Prelutsky, Greenberg, Parker, Hagelin, and Purcell lead the list, and there's more humor here than usual, too.


Favorites

Burt Prelutsky had this bookworm hooked from his first paragraph, quoted below, but this piece is about more than books and the people who love them.

Perhaps it's this way with most writers, but in my life books have often played a larger role than have people. Filled with wisdom, joy, tears and laughter, they are everything parents, friends and siblings should be, but rarely are. And very early on, one book in particular taught me a lesson I have never forgotten.

Paul Greenberg writes of Congress' conviction that it is above the law. (Hmm. Using "Congress" and "conviction" in same sentence. Not a bad idea!) Read carefully the James Madison quotation at the end.

Kathleen Parker tests the plausibility of the Haditha charges, while still observing that we don't know what we don't know.

Rebecca Hagelin has some cold, hard statistics about how children fare with and without fathers in the home.

Somehow I knew before I read it that Tom Purcell's "The Apple Core and the Toilet" would involve his dad.

Fathers and Other Cultural Phenomena

Kathleen Parker's insightful article on fathers ends well:

To say that children want, need and deserve to have a father seems as unnecessary as insisting that they want, need and deserve oxygen.

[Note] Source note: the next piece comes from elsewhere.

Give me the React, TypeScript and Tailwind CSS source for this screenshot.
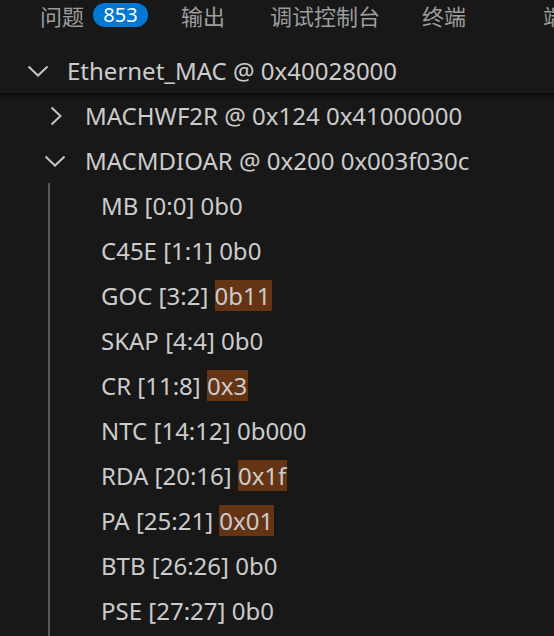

How did we arrive at not knowing this?

That some marriages aren't good enough to preserve is understood and regrettable. But why we would willingly fashion a society in which men are denigrated and fathers minimized like some useless icon is a mystery that escapes me.

The even greater mystery is that men continue to sign up for the job, to sublimate themselves to the higher charge of being a father even in the face of a culture that belittles them. That's what fathers do, of course: take the grief and keep on keeping on.

Which is why we love them.

Occasionally, as in this Maggie Gallagher piece on fathers, we're given numbers that reinforce common sense.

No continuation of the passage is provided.